(Input rows):
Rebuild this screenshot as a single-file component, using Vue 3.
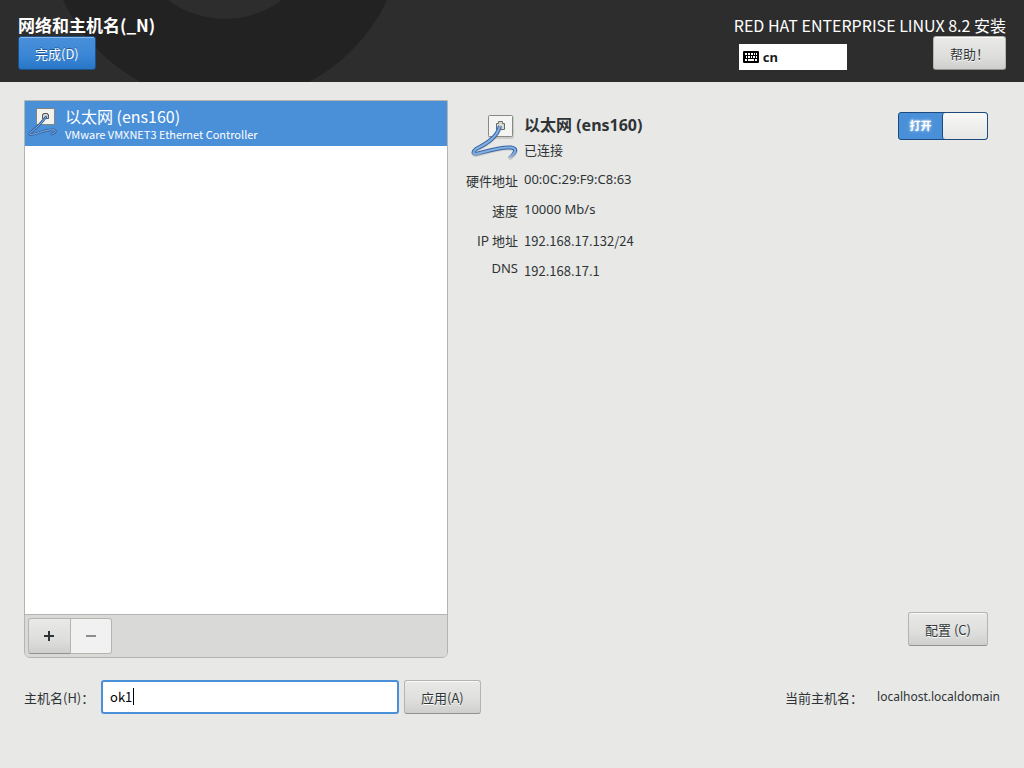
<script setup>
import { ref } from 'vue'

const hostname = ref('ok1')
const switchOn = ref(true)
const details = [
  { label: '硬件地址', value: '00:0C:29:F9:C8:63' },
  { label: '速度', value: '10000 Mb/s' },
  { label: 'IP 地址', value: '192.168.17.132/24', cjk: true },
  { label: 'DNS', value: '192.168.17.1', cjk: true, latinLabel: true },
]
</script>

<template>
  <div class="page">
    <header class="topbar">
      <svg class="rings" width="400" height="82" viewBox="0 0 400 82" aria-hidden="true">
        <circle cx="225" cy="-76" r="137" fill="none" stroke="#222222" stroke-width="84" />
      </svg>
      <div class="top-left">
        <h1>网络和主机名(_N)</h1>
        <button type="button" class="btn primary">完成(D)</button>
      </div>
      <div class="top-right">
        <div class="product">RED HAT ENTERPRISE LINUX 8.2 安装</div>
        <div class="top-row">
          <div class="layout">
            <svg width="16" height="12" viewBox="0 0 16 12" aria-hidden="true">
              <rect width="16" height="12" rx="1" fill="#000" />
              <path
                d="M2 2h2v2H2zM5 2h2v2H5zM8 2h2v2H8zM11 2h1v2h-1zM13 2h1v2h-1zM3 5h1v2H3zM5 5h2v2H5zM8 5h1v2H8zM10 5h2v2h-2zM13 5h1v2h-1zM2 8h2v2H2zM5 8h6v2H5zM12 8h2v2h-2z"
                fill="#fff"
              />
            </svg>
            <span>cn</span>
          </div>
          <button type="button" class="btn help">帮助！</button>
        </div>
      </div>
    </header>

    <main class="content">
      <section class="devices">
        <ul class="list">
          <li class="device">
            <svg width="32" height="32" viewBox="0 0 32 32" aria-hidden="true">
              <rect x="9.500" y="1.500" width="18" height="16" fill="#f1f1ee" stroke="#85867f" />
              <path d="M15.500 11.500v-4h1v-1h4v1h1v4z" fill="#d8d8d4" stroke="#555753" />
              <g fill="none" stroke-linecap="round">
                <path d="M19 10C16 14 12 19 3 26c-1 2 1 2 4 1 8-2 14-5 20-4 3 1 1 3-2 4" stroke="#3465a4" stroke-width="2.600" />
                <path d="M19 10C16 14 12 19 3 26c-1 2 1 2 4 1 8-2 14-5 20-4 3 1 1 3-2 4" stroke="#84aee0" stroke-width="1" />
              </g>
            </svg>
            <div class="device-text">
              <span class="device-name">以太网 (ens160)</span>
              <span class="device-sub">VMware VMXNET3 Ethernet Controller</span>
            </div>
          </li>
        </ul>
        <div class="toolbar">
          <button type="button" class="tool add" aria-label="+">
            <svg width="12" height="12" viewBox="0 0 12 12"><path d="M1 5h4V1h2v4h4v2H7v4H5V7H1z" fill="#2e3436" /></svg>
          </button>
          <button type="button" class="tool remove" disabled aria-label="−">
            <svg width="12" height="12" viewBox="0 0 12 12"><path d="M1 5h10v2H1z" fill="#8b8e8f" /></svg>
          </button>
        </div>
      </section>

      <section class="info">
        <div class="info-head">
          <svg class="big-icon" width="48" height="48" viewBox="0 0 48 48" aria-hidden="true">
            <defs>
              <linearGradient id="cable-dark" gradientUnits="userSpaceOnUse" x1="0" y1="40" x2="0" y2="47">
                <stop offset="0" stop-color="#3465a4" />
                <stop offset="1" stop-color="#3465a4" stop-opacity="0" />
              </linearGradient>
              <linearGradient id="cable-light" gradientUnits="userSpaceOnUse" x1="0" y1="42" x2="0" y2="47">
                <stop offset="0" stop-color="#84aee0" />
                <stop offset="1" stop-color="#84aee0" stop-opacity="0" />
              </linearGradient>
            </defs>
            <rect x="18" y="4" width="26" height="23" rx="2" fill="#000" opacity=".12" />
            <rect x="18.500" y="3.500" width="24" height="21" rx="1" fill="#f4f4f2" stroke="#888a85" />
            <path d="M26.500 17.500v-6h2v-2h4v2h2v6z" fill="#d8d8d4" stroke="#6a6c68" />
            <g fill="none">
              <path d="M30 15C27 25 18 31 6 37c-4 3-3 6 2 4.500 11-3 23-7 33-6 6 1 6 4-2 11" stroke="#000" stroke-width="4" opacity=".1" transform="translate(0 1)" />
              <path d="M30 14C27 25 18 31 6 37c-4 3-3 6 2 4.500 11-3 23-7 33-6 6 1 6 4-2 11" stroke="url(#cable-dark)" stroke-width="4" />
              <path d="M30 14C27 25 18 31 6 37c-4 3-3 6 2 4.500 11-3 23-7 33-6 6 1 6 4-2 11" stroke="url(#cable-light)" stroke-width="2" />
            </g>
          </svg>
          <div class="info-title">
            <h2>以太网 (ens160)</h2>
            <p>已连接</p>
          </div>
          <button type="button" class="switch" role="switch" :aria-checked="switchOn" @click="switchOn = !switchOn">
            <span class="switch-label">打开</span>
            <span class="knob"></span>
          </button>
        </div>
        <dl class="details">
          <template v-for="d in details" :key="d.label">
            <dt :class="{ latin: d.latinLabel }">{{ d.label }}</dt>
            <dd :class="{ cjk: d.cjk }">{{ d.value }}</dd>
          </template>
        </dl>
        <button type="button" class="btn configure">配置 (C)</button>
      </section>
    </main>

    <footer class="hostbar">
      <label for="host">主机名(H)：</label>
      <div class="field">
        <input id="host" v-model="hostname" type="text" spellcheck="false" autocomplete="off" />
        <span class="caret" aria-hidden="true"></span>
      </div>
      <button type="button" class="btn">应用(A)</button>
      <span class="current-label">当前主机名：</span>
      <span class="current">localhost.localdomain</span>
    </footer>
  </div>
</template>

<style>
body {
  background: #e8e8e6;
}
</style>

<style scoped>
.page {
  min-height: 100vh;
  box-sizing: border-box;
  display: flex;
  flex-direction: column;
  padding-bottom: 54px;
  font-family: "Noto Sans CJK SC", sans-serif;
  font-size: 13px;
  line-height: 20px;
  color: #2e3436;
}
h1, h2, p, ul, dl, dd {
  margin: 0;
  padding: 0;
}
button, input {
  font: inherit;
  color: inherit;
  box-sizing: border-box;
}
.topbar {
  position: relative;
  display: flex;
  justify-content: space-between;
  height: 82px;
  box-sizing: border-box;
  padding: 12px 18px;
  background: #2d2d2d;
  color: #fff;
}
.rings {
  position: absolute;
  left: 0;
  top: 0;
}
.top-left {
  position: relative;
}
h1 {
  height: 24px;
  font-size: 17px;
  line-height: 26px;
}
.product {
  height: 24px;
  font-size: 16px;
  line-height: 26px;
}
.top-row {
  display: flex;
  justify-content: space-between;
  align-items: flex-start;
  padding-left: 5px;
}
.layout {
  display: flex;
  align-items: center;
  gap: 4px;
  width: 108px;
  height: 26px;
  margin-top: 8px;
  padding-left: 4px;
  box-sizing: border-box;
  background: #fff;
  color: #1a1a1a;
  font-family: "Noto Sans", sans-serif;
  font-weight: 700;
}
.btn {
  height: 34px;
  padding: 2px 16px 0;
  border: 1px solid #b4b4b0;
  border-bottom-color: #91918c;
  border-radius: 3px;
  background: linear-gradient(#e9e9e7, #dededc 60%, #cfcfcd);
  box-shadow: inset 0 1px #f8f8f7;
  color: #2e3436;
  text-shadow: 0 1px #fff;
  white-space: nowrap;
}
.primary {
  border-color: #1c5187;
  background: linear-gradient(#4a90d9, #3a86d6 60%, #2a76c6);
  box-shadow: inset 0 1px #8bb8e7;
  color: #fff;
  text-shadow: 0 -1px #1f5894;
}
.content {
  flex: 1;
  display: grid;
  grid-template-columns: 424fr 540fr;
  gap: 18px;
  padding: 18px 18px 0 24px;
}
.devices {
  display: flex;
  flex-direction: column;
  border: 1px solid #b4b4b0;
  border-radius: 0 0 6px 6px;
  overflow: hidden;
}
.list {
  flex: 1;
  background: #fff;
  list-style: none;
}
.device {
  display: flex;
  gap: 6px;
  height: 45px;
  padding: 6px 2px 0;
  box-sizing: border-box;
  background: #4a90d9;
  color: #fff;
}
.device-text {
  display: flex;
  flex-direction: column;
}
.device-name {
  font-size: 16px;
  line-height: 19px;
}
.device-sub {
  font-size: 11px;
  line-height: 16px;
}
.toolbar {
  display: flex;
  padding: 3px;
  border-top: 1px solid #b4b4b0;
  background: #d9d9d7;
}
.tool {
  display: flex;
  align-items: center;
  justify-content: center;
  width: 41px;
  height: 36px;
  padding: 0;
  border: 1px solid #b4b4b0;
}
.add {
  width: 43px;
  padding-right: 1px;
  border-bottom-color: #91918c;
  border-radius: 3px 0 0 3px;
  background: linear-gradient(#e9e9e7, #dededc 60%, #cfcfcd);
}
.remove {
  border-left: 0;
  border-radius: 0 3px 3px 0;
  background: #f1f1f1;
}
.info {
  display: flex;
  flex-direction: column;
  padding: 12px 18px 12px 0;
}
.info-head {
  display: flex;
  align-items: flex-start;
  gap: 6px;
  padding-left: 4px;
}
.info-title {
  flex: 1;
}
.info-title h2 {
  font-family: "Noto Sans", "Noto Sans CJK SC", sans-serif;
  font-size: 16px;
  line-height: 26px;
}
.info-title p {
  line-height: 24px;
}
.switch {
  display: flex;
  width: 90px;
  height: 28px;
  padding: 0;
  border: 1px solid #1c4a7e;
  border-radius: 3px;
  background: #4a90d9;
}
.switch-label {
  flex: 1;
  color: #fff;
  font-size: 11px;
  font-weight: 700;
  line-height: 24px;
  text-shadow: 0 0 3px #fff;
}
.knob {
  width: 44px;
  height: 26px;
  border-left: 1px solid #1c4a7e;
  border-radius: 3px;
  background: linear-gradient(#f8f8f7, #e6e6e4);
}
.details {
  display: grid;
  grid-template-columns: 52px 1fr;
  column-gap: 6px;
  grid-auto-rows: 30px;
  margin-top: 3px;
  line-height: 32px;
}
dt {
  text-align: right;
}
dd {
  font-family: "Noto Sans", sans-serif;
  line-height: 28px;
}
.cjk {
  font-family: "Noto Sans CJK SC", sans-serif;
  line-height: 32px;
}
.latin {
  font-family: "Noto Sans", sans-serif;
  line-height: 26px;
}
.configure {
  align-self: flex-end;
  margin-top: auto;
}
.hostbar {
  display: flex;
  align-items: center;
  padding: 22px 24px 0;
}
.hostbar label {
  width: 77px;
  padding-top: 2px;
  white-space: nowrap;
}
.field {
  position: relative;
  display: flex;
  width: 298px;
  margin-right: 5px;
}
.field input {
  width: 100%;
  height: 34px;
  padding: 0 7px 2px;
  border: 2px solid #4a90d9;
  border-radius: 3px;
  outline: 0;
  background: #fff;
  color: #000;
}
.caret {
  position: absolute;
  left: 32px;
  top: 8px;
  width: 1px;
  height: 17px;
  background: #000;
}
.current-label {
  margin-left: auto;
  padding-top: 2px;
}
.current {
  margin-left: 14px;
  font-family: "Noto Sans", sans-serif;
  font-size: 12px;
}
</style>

* * *

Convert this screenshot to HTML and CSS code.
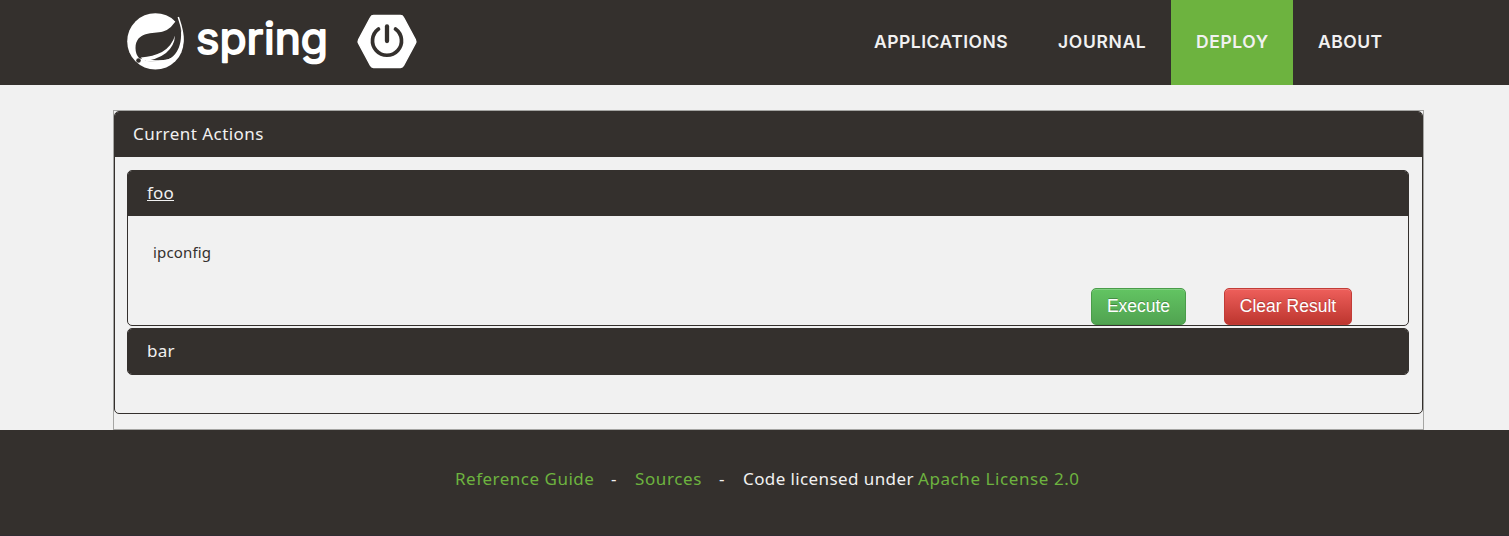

* * *

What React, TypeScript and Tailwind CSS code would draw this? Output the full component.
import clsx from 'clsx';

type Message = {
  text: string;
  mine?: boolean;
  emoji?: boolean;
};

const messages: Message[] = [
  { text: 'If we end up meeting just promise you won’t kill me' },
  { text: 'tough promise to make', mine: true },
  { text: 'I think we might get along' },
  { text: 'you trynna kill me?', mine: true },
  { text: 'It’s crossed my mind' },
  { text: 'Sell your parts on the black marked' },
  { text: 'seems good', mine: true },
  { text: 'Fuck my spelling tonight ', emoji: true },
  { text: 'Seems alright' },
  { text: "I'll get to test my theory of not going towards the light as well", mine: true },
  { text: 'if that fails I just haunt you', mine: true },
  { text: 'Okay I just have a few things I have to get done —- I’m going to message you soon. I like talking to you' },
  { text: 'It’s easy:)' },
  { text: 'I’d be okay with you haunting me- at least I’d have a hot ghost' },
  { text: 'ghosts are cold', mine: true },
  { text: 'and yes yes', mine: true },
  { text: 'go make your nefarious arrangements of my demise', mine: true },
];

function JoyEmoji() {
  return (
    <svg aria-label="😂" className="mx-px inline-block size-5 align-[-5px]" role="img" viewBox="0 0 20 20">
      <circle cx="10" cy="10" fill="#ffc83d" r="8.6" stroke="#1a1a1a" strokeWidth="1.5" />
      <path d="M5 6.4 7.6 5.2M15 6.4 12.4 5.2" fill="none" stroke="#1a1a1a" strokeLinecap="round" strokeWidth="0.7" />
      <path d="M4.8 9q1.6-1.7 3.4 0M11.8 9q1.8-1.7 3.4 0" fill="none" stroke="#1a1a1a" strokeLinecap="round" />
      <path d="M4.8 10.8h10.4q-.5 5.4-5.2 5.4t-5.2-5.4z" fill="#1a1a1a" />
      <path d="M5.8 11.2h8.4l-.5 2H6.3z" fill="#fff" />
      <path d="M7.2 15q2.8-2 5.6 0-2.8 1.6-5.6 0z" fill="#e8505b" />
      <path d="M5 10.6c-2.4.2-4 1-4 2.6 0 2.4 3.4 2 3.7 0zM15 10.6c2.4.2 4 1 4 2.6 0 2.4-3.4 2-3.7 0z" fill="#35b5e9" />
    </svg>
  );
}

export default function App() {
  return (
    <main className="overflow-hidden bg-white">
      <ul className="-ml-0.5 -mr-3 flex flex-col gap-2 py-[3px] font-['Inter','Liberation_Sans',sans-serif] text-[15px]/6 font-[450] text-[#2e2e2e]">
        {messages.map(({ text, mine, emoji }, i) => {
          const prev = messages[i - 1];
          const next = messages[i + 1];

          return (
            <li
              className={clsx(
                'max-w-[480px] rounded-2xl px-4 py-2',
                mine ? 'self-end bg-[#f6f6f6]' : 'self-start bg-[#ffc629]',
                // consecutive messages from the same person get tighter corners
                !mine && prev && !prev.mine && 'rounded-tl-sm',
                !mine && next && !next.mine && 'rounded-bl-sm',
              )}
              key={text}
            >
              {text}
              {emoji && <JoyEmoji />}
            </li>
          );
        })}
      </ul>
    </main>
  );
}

(Exercise details): Gather and copy every line of the data in which the string "this" is found.

(Solution to the problem):
Rebuild this screenshot as a single-file component, using Vue 3.
Convert this screenshot to HTML and CSS code.
What React, TypeScript and Tailwind CSS code would draw this? Output the full component.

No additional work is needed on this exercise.